Almost a year into his first term and ten months after a Democratic Congress passed his administration’s economic rescue package, a budget-busting $787 billion “stimulus,” President Obama has come up with a curious explanation for the sorry state of the economy. Apparently, it’s all the Republicans’ fault.
That was the takeaway from the president’s economic address yesterday at the Brookings Institution, in which Obama sought to account for the country’s swelling deficit and persistent double-digit unemployment by blaming them on the party that is out of power. Pausing to lament what he called the “bitterness of partisanship,” the president provided a textbook example of the wedge politics he had in mind by assailing the GOP for creating the economic crisis. Obama complained that “[w]e were forced to take those steps [to jump-start the economy] largely without the help of an opposition party which, unfortunately, after having presided over the decision-making that had led to the crisis, decided to hand it over to others to solve.” No bitter partisanship there.
It’s not clear, however, that the administration has “solved” the problem that Republicans supposedly created. The administration’s stimulus package has done little to lower the jobless rate in the country, which now stands at 10 percent – this despite the rosy predictions of Obama’s top economic advisors that unemployment would not exceed 8 percent if a stimulus were passed. In November, hyped by the administration as a more hopeful month on unemployment, some 11,000 jobs were lost. Against this bleak background, the administration’s repeated claim that the stimulus has “created and saved” over one million jobs – itself a highly dubious metric, as Edward Lazear, the former chairman of the President’s Council of Economic Advisers, has documented – is bound to come as cold comfort.

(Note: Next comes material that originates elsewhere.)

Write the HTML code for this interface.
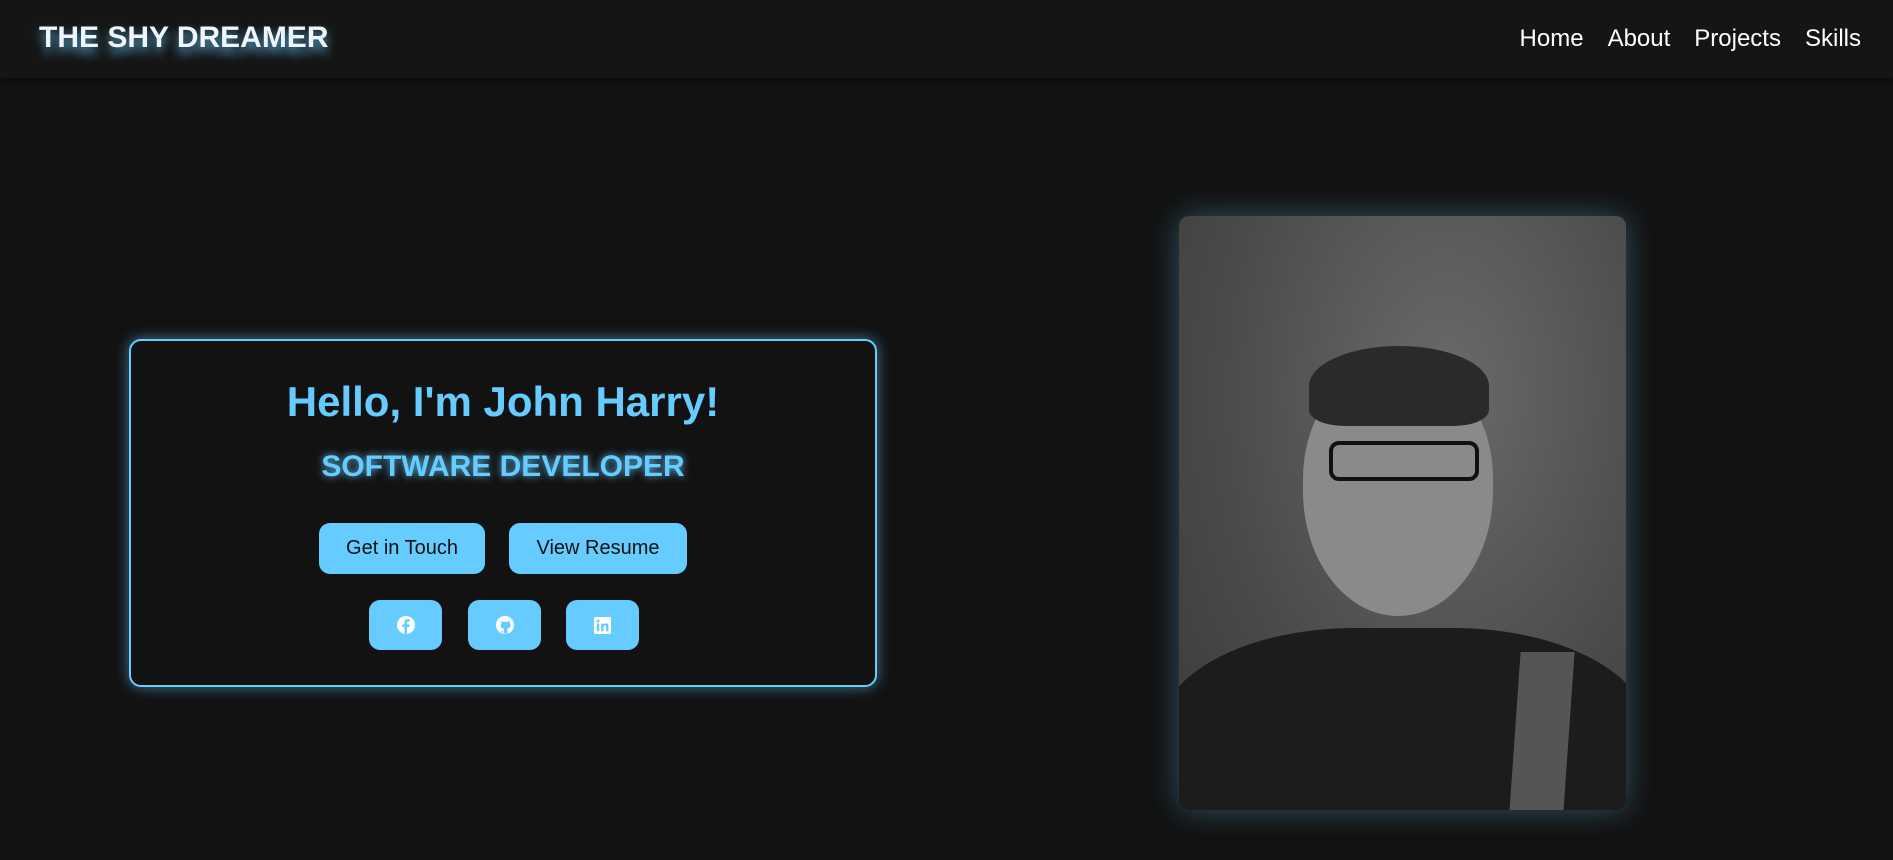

Then there is the deficit. The president has long maintained that he inherited massive deficits from the Bush administration. The charge is not entirely without merit. Whether it was the Medicare prescription drug benefit, federal education spending or the early financial industry bailouts, the Bush administration certainly contributed to the $1.3 trillion deficit that greeted Obama in office. Clouding the exculpatory narrative is that the Obama administration has since increased the massive spending of the Bush years. It’s no coincidence that the federal budget deficit has soared to record-high $1.42 trillion for 2009 – the largest deficit in American history, relative to the size of the economy, since World War II. Even that does not factor in the cost of the administration’s health care overhaul, whose estimated ten-year price tag could top $1 trillion.

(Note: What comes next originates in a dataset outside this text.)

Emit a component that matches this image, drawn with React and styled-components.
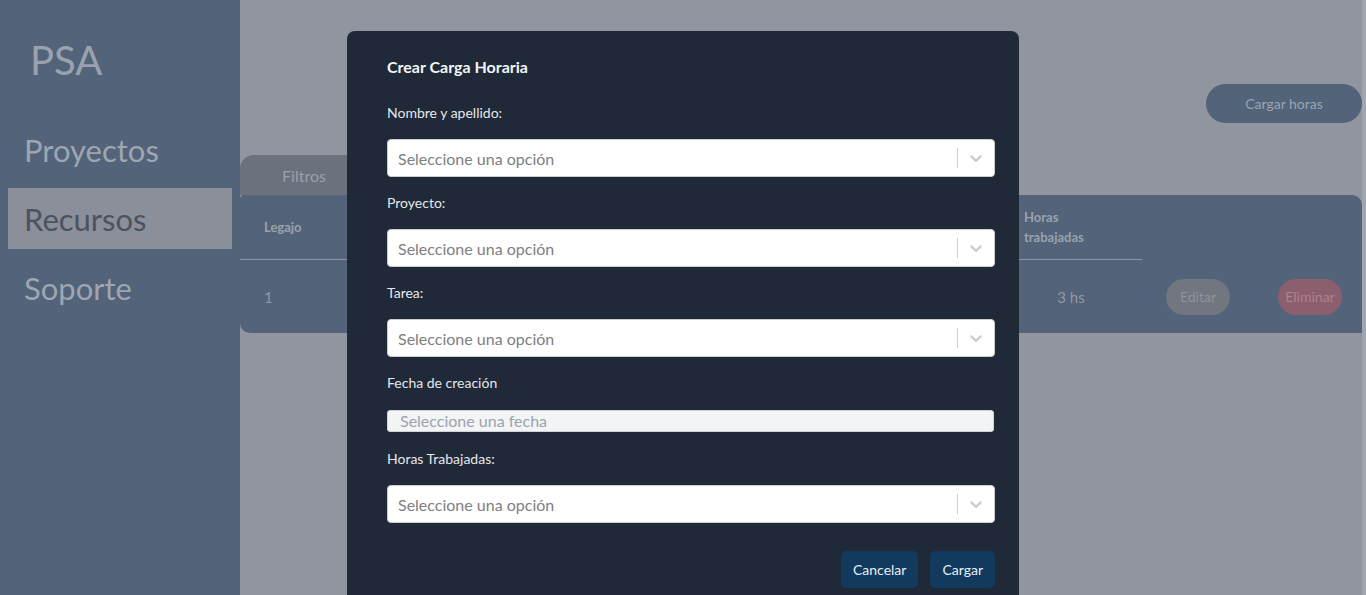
import React from 'react';
import styled, { createGlobalStyle } from 'styled-components';

const GlobalStyle = createGlobalStyle`
  html, body {
    margin: 0;
    padding: 0;
    height: 100%;
    overflow: hidden;
  }
  body {
    font-family: Lato, 'Noto Sans', sans-serif;
  }
  * {
    box-sizing: border-box;
  }
`;

const Layout = styled.div`
  display: flex;
  height: 100vh;
  background: #90959f;
`;

const Sidebar = styled.aside`
  width: 240px;
  flex-shrink: 0;
  background: #536379;
  display: flex;
  flex-direction: column;
`;

const Logo = styled.div`
  font-size: 40px;
  line-height: 48px;
  color: #9aa2ae;
  padding: 36px 0 0 30px;
  height: 119px;
`;

const Nav = styled.nav`
  display: flex;
  flex-direction: column;
  gap: 8px;
  padding: 0 8px;
`;

const NavItem = styled.div`
  height: 61px;
  display: flex;
  align-items: center;
  padding-left: 16px;
  font-size: 31px;
  color: ${(p) => (p.$active ? '#4b5361' : '#9ea6b2')};
  background: ${(p) => (p.$active ? '#8a8f99' : 'transparent')};
`;

const Main = styled.main`
  flex: 1;
  display: flex;
  flex-direction: column;
  border-right: 4px solid #a2a5ac;
`;

const TopBar = styled.div`
  display: flex;
  justify-content: flex-end;
  padding-top: 84px;
  height: 155px;
`;

const LoadButton = styled.button`
  width: 156px;
  height: 39px;
  border: none;
  border-radius: 20px;
  background: #536379;
  color: #9aa3b1;
  font-family: inherit;
  font-size: 14px;
`;

const FilterTab = styled.div`
  width: 128px;
  height: 40px;
  border-radius: 14px 14px 0 0;
  background: #6b717d;
  color: #9ba0aa;
  font-size: 16px;
  display: flex;
  align-items: center;
  justify-content: center;
`;

const Table = styled.div`
  display: grid;
  grid-template-columns: 120px 160px 160px 160px 160px 142px 112px 108px;
  background: #536379;
  border-radius: 4px 10px 0 10px;
`;

const HeadCell = styled.div`
  min-height: 64px;
  padding: 12px 24px;
  display: flex;
  align-items: center;
  font-size: 13px;
  font-weight: 700;
  line-height: 20px;
  color: #9aa1ad;
  border-bottom: ${(p) => (p.$plain ? 'none' : '1px solid #8e96a3')};
`;

const Cell = styled.div`
  height: 73px;
  padding: 0 24px;
  display: flex;
  align-items: center;
  justify-content: ${(p) => (p.$center ? 'center' : 'flex-start')};
  font-size: 15px;
  color: #8f98a6;
`;

const RowButton = styled.button`
  width: 64px;
  height: 36px;
  flex-shrink: 0;
  border: none;
  border-radius: 18px;
  font-family: inherit;
  font-size: 14px;
  background: ${(p) => (p.$danger ? '#8b5f6d' : '#71767f')};
  color: ${(p) => (p.$danger ? '#b1808d' : '#8e939c')};
`;

const Backdrop = styled.div`
  position: fixed;
  inset: 0;
`;

const Modal = styled.div`
  position: absolute;
  left: 347px;
  top: 31px;
  width: 672px;
  height: 580px;
  background: #1f2937;
  border-radius: 8px;
  padding: 26px 24px 0 40px;
  display: flex;
  flex-direction: column;
`;

const Title = styled.h2`
  margin: 0 0 26px;
  font-size: 16px;
  line-height: 20px;
  font-weight: 700;
  color: #f3f4f6;
`;

const Field = styled.div`
  display: flex;
  flex-direction: column;
  gap: ${(p) => (p.$date ? '17px' : '16px')};
  margin-bottom: ${(p) => (p.$date ? '17px' : '16px')};
`;

const Label = styled.label`
  font-size: 14px;
  line-height: 20px;
  color: #e5e7eb;
`;

const SelectBox = styled.div`
  width: 608px;
  height: 38px;
  background: #fff;
  border: 1px solid #ccc;
  border-radius: 4px;
  display: flex;
  align-items: center;
`;

const Placeholder = styled.div`
  flex: 1;
  padding-left: 10px;
  font-size: 16px;
  color: #808080;
`;

const Separator = styled.span`
  width: 1px;
  height: 20px;
  background: #ccc;
`;

const Indicator = styled.div`
  padding: 8px;
  display: flex;
  color: #ccc;
`;

const DateInput = styled.div`
  width: 607px;
  height: 22px;
  background: #f3f4f6;
  border: 1px solid #d1d5db;
  border-radius: 3px;
  padding-left: 12px;
  font-size: 16px;
  line-height: 20px;
  color: #9ca3af;
`;

const Actions = styled.div`
  display: flex;
  justify-content: flex-end;
  gap: 12px;
  width: 608px;
  margin-top: 12px;
`;

const ModalButton = styled.button`
  height: 37px;
  padding: 0 12px;
  border: none;
  border-radius: 5px;
  background: #113a5e;
  color: #e8edf3;
  font-family: inherit;
  font-size: 14px;
`;

const Chevron = () => (
  <svg width="20" height="20" viewBox="0 0 20 20" fill="currentColor">
    <path d="M4.516 7.548c0.436-0.446 1.043-0.481 1.576 0l3.908 3.747 3.908-3.747c0.533-0.481 1.141-0.446 1.574 0 0.436 0.445 0.408 1.197 0 1.615-0.406 0.418-4.695 4.502-4.695 4.502-0.217 0.223-0.502 0.335-0.787 0.335s-0.57-0.112-0.789-0.335c0 0-4.287-4.084-4.695-4.502s-0.436-1.17 0-1.615z" />
  </svg>
);

const Select = () => (
  <SelectBox>
    <Placeholder>Seleccione una opción</Placeholder>
    <Separator />
    <Indicator>
      <Chevron />
    </Indicator>
  </SelectBox>
);

// columns behind the modal are left empty, they can't be seen anyway
const hiddenCols = [0, 1, 2, 3];

const App = () => {
  return (
    <>
      <GlobalStyle />
      <Layout>
        <Sidebar>
          <Logo>PSA</Logo>
          <Nav>
            <NavItem>Proyectos</NavItem>
            <NavItem $active>Recursos</NavItem>
            <NavItem>Soporte</NavItem>
          </Nav>
        </Sidebar>
        <Main>
          <TopBar>
            <LoadButton>Cargar horas</LoadButton>
          </TopBar>
          <FilterTab>Filtros</FilterTab>
          <Table>
            <HeadCell>Legajo</HeadCell>
            {hiddenCols.map((c) => (
              <HeadCell key={c} />
            ))}
            <HeadCell>Horas trabajadas</HeadCell>
            <HeadCell $plain />
            <HeadCell $plain />
            <Cell>1</Cell>
            {hiddenCols.map((c) => (
              <Cell key={c} />
            ))}
            <Cell $center>3 hs</Cell>
            <Cell>
              <RowButton>Editar</RowButton>
            </Cell>
            <Cell>
              <RowButton $danger>Eliminar</RowButton>
            </Cell>
          </Table>
        </Main>
      </Layout>
      <Backdrop>
        <Modal>
          <Title>Crear Carga Horaria</Title>
          <Field>
            <Label>Nombre y apellido:</Label>
            <Select />
          </Field>
          <Field>
            <Label>Proyecto:</Label>
            <Select />
          </Field>
          <Field>
            <Label>Tarea:</Label>
            <Select />
          </Field>
          <Field $date>
            <Label>Fecha de creación</Label>
            <DateInput>Seleccione una fecha</DateInput>
          </Field>
          <Field>
            <Label>Horas Trabajadas:</Label>
            <Select />
          </Field>
          <Actions>
            <ModalButton>Cancelar</ModalButton>
            <ModalButton>Cargar</ModalButton>
          </Actions>
        </Modal>
      </Backdrop>
    </>
  );
};

export default App;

But if the administration realizes that it has a spending problem, it has an odd way of curbing its excesses. In response to criticism of the growing federal deficit, the administration has simply promised to spend more, with the president yesterday highlighting his plan to “spend our way out of this recession” with a new round of stimulus spending. Yet the new stimulus – a term the president tellingly avoided using this week – is unlikely to be more successful than previous incarnations. Whatever the merits of the administration’s plans to boost spending on everything from infrastructure projects like bridges and highways, to social spending on seniors and veterans, and public sector jobs, it’s hard to see how they will energize the private sector that, in his own telling, the president deems crucial to reviving the economy.
The more pressing question is how the administration will pay for a new round of stimulus spending that could cost $170 billion or more. For instance, the administration’s proposal to use leftover funds from the much-maligned bank bailouts – the $700 billion Troubled Asset Relief Program (TARP) – has already incited ire on Capitol Hill. Republicans spent yesterday pointing out that the funds from the TARP were originally intended to go toward reducing the national debt. Channeling the funds to pay for a scarcely disguised new stimulus program, they charge, would be illegal. At a minimum, appropriating taxpayer funds aimed for a narrow economic purpose to subsidize the administration’s spending priorities is bound to prove controversial with the public.
That’s something the administration can ill afford. Obama’s newest stimulus plan comes at a time when public confidence in his stewardship has fallen to an all-time low. According to the latest Gallup poll, Obama’s approval rating has fallen to 47 percent, the lowest for any president at this point in his first term. Revisiting the same strategy that has failed to revive the economy to date will hardly allay those concerns. “Our work is far from done,” the president announced yesterday. A growing number of Americans fear exactly that.